Schon durch die Tatsache, dass in der Praxis Kostpreis und Profit sich gegenübertreten, kommt dem Kapitalisten der Begriff des Wertes abhanden, weil er nicht die Gesamtarbeit vor sich hat, die die Produktion der Ware kostet, sondern nur den Teil der Gesamtarbeit, den er in den lebendigen und toten Produktionsmitteln bezahlt hat, und ihm so der Profit als etwas außerhalb des inneren Werts der Ware Stehendes erscheint. Diese falsche Vorstellung wird jetzt vollständig bestätigt, befestigt, verknöchert, indem der zum Kostpreis zugeschlagene Profit in der Tat – wenn man die einzelne Branche betrachtet, die der Kapitalist naturgemäß allein im Auge hat – nicht durch die in ihr selbst vorgehende Wertbildung bestimmt, sondern ganz äußerlich dagegen festgesetzt ist. Wirft ja in der Praxis tatsächlich jeder Teil des Kapitals gleichmäßig Profit ab. Wie immer das Kapital zusammengesetzt sei, ob es ¼ tote Arbeit und ¾ lebendige Arbeit, oder ¾ tote und ¼ lebendige Arbeit in Bewegung setzt, ob es in dem einen Fall dreimal so viel Mehrarbeit einsaugt und Mehrwert produziert als in dem anderen – bei gleich starker Ausbeutung der Arbeit (und abgesehen von individuellen Unterschieden, die ohnehin verschwinden, weil wir beide mal nur die Durchschnittszusammensetzung der ganzen Branche vor uns haben) wirft es in beiden Fällen gleichviel Profit ab. Der einzelne Kapitalist, dessen Blick begrenzt ist, glaubt mit Recht, dass sein Profit nicht allein aus der von ihm oder in seiner Branche beschäftigten Arbeit herstamme. Es ist richtig für seinen Durchschnittsprofit. Wie weit dieser Profit vermittelt ist durch die Gesamtausbeutung der Arbeit durch das Gesamtkapital, d. h. durch alle seine Kapitalistengenossen, dieser Zusammenhang ist ihm ein vollständiges Geheimnis, umso mehr als selbst die Bourgeois-Theoretiker, die Professoren der politischen Ökonomie, es bis jetzt nicht enthüllt hatten. Ersparung an Arbeit – nicht nur an der Arbeit, notwendig um eine bestimmte Ware zu produzieren, sondern auch Ersparung an der Anzahl der beschäftigten Arbeiter – und größere Anwendung toter Arbeit (konstanten Kapitals) erscheint als wirtschaftlich ganz richtige Operation.
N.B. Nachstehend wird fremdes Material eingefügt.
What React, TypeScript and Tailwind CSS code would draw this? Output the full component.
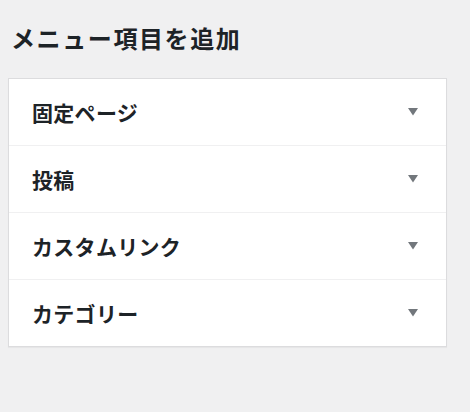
import React from 'react';

const items = ['固定ページ', '投稿', 'カスタムリンク', 'カテゴリー'];

const App: React.FC = () => {
  return (
    <div
      className="min-h-screen w-full bg-[#f0f0f1] text-[#1d2327]"
      style={{ fontFamily: '"Noto Sans CJK JP", "Noto Sans", sans-serif' }}
    >
      <div className="pl-[8px] pr-[23px] pt-[23px]">
        {/* Title */}
        <h2 className="pl-[3px] text-[24px] font-bold leading-[30px] tracking-[1.6px]">メニュー項目を追加</h2>

        {/* Accordion */}
        <div className="mt-[25px] border border-[#dcdcde] bg-white shadow-[0_1px_1px_rgba(0,0,0,0.04)]">
          {items.map((label, i) => (
            <div
              key={label}
              className={`flex items-center justify-between pl-[23px] pr-[28px] ${
                i < items.length - 1 ? 'h-[67px] border-b border-[#f0f0f1]' : 'h-[66px]'
              }`}
            >
              <span className="text-[21px] font-bold leading-none tracking-[0.3px]">{label}</span>
              <svg width="10" height="8" viewBox="0 0 10 8" className="block">
                <polygon points="0,0 10,0 5,7.5" fill="#72777c" />
              </svg>
            </div>
          ))}
        </div>
      </div>
    </div>
  );
};

export default App;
Wie sollte daher die lebendige Arbeit ausschließliche Quelle des Profits sein, da Verminderung der zur Produktion nötigen Menge Arbeit unter gewissen Umständen als nächste Quelle zur Vermehrung des Profits erscheint, wenigstens für den einzelnen Kapitalisten?

* * *

Fußnoten

1. So wollen wir die Preise nennen, die herauskommen, wenn auf den Kostpreis des Kapitalisten der Durchschnittsprofit aufgeschlagen wird.

2. In Wirklichkeit mich der Preis der Jacken natürlich viel höher sein. Wir haben nur densenigcn Teil des Kapitals in Betracht gezogen, der für den Ankauf der Leinwand erheischt ist.